Phosphorus exists in several allotropes with dramatically different safety profiles. White phosphorus is a waxy, highly reactive solid made of tetrahedral clusters of four atoms. It melts at just 44°C and can ignite spontaneously in air. Red phosphorus is far more stable, existing in at least five structural forms ranging from amorphous to well-defined tubular arrangements. Black phosphorus, the most stable form, has a layered honeycomb structure similar to graphite. Converting white phosphorus to red requires UV light or temperatures above 275°C, and further transitions between red phosphorus forms happen above 450°C and are irreversible.

Sulfur’s allotropy is temperature-driven and straightforward. At room temperature, sulfur forms rhombic crystals built from ring-shaped molecules of eight atoms. Heat it to 95.5°C and those crystals reorganize into a monoclinic form with different geometry but the same S₈ rings. The transition point is sharp and well defined.

Why Iron’s Allotropy Matters for Steel

Iron’s allotropic behavior is the reason steel exists. At room temperature, iron atoms sit in a body-centered cubic lattice (called ferrite or alpha iron). This structure can dissolve only a small amount of carbon. Above 910°C, the atoms shift into a face-centered cubic arrangement (austenite), which can absorb significantly more carbon. When the metal cools and reverts to its room-temperature form, the carbon gets trapped, creating internal stresses that harden the material. Without this allotropic transformation, heat-treating steel into a harder form wouldn’t be possible.

A third form of iron exists only under extreme pressures. It packs into a hexagonal structure and is the densest state of iron, but it plays no role in everyday metallurgy.

Allotropes vs. Isotopes vs. Isomers

These three terms sound similar but describe completely different things. Allotropes are different structural arrangements of the same element. Diamond and graphite are allotropes because they’re both pure carbon arranged differently.

Isotopes are atoms of the same element with different numbers of neutrons in the nucleus. Carbon-12 and carbon-14 are isotopes. They behave almost identically in chemical reactions but differ in atomic mass and radioactive behavior.

Isomers are different arrangements of atoms within a compound (not an element). Two molecules can have the exact same chemical formula but different structures, making them isomers. The key distinction: allotropes involve a single element, while isomers involve compounds of multiple elements.

Temperature and Pressure Drive the Transitions

Allotropic forms aren’t random. Each one is the most stable arrangement under a specific set of conditions. Raise the temperature or pressure past a critical point and atoms will rearrange into whichever structure is more stable in the new environment. Titanium’s room-temperature form, for example, shifts to a high-pressure form once you exceed about 2 gigapascals, and the fraction that transforms increases with both higher pressure and greater mechanical strain. Release the pressure or raise the temperature, and the transformation reverses.
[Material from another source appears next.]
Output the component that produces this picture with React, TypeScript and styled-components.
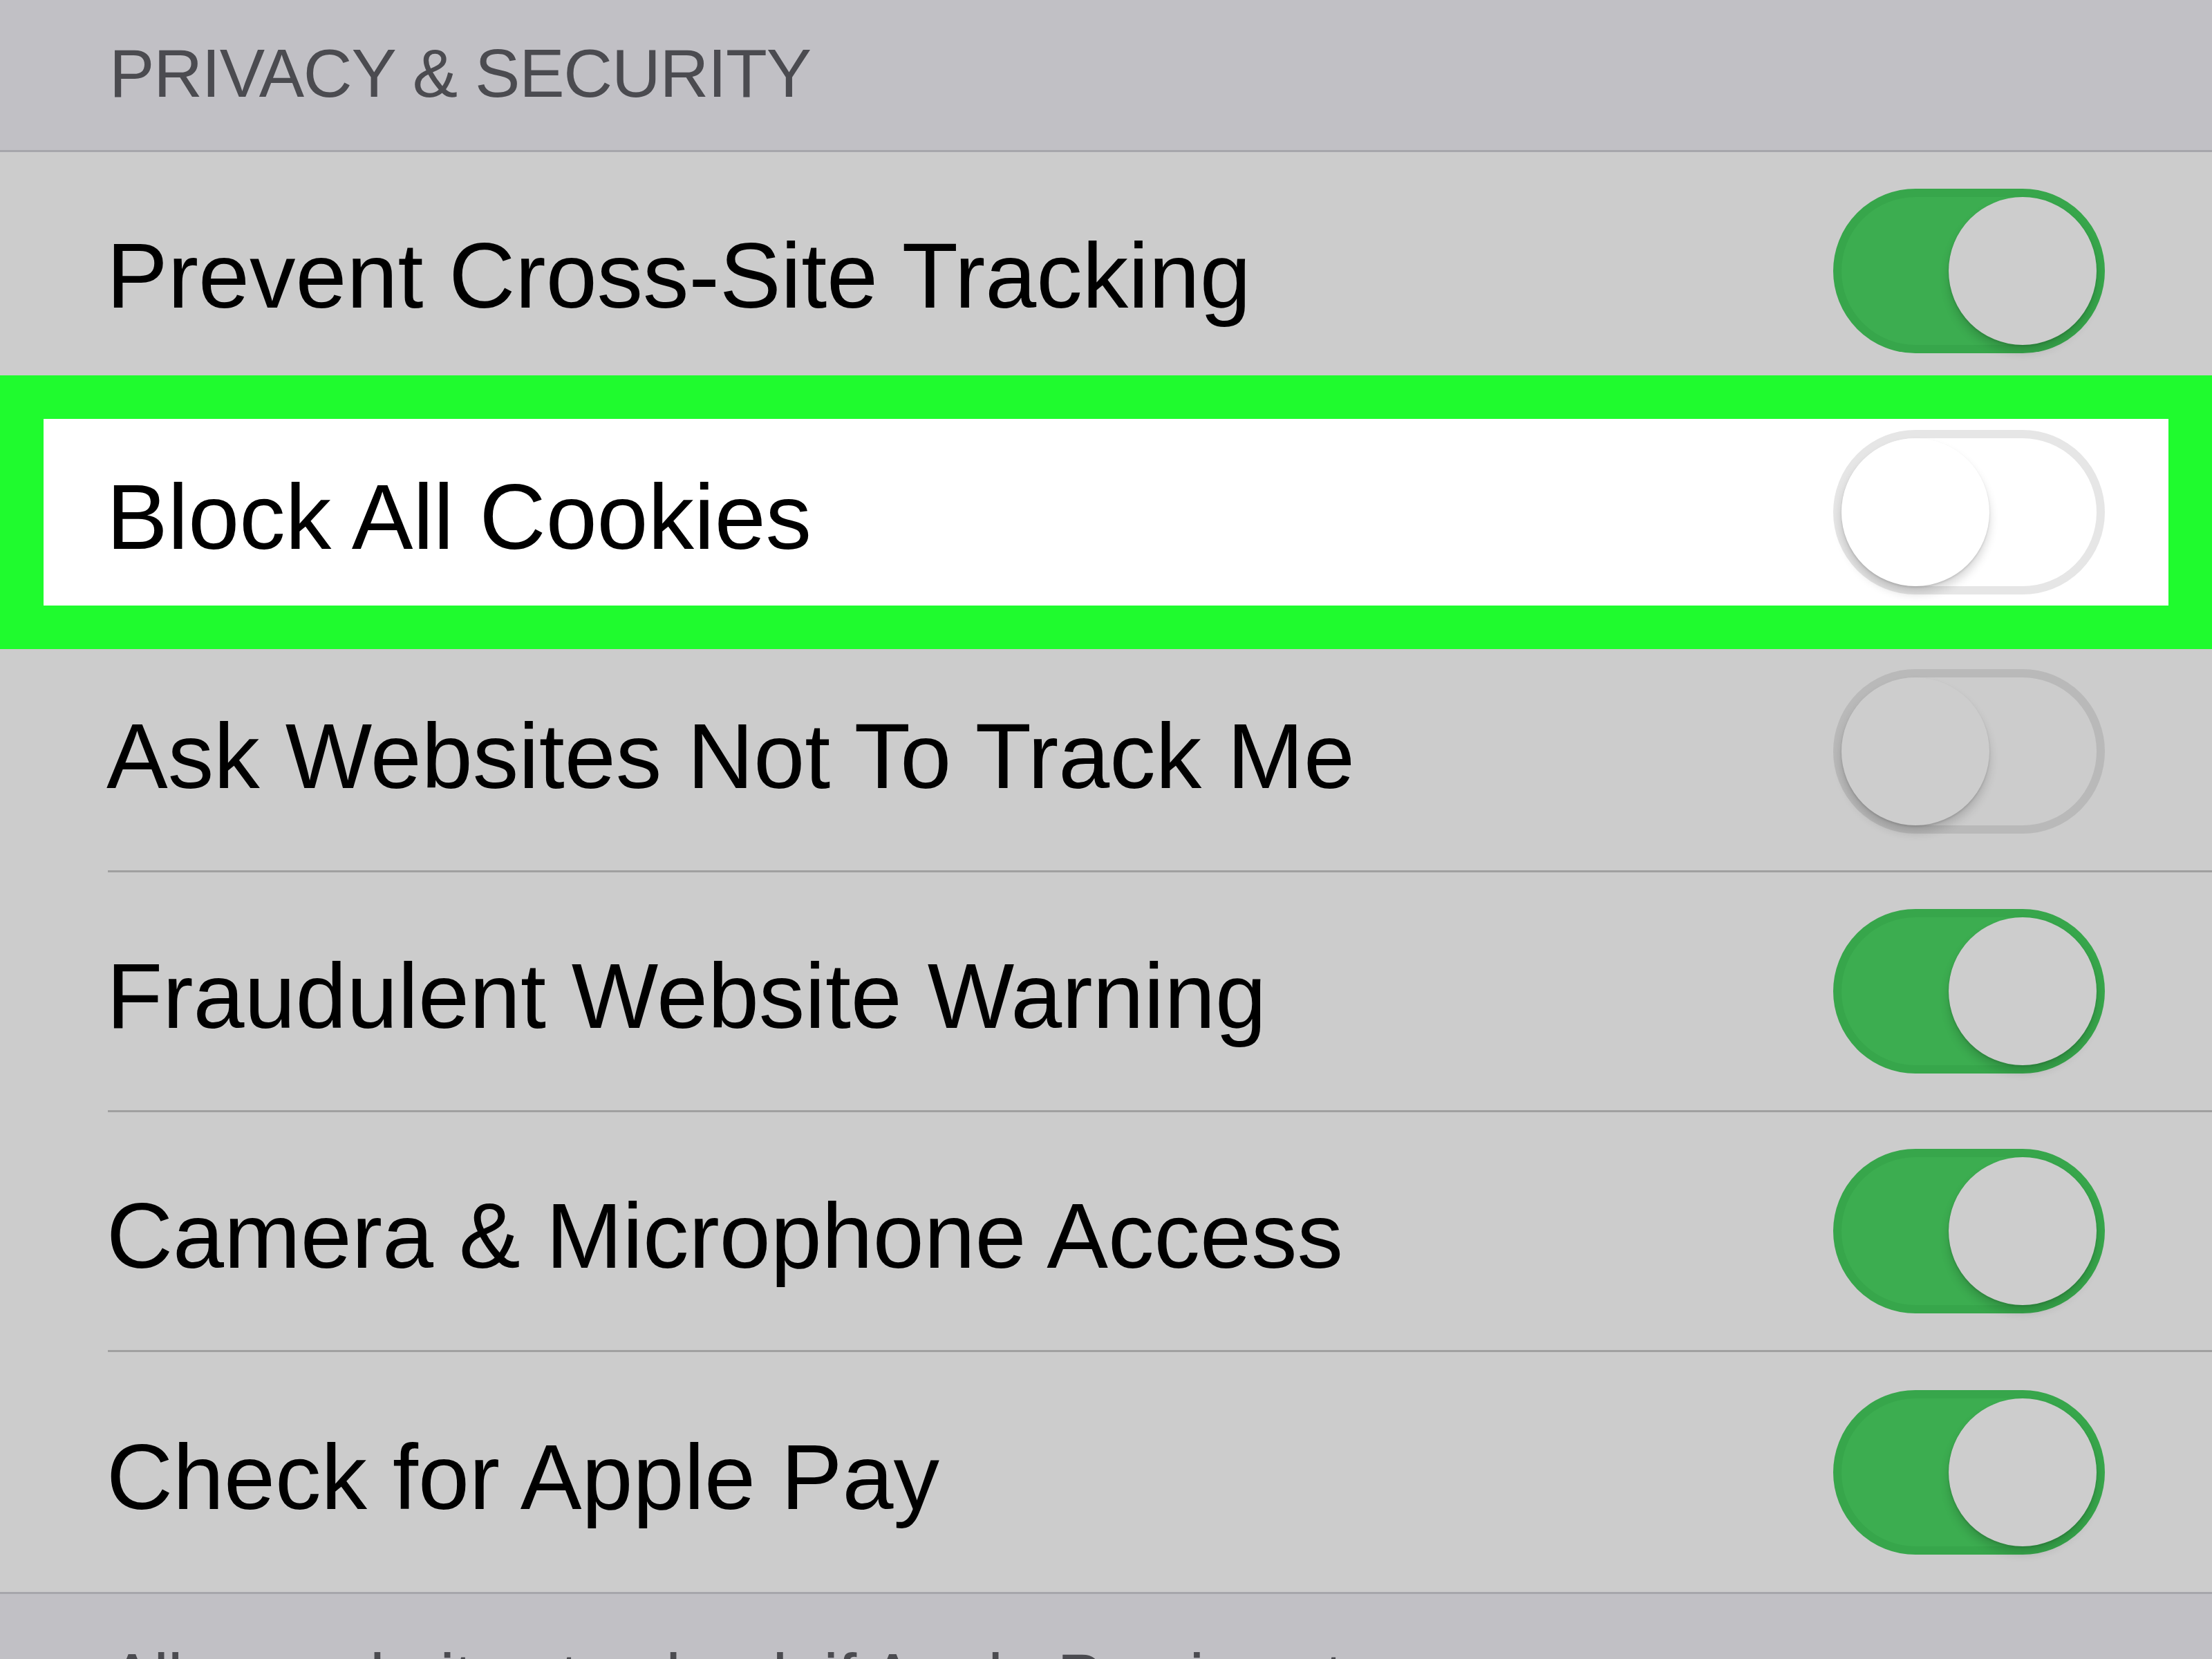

This sensitivity to conditions is what makes allotropy practically useful. Steelmakers exploit iron’s temperature-driven phase changes. Materials scientists use pressure to create novel forms of elements with tailored properties. Even the newest allotropes follow this principle: borophene, a two-dimensional form of boron and the lightest 2D material discovered to date, is synthesized under carefully controlled conditions that favor its flat, flexible sheet structure over boron’s other, bulkier forms.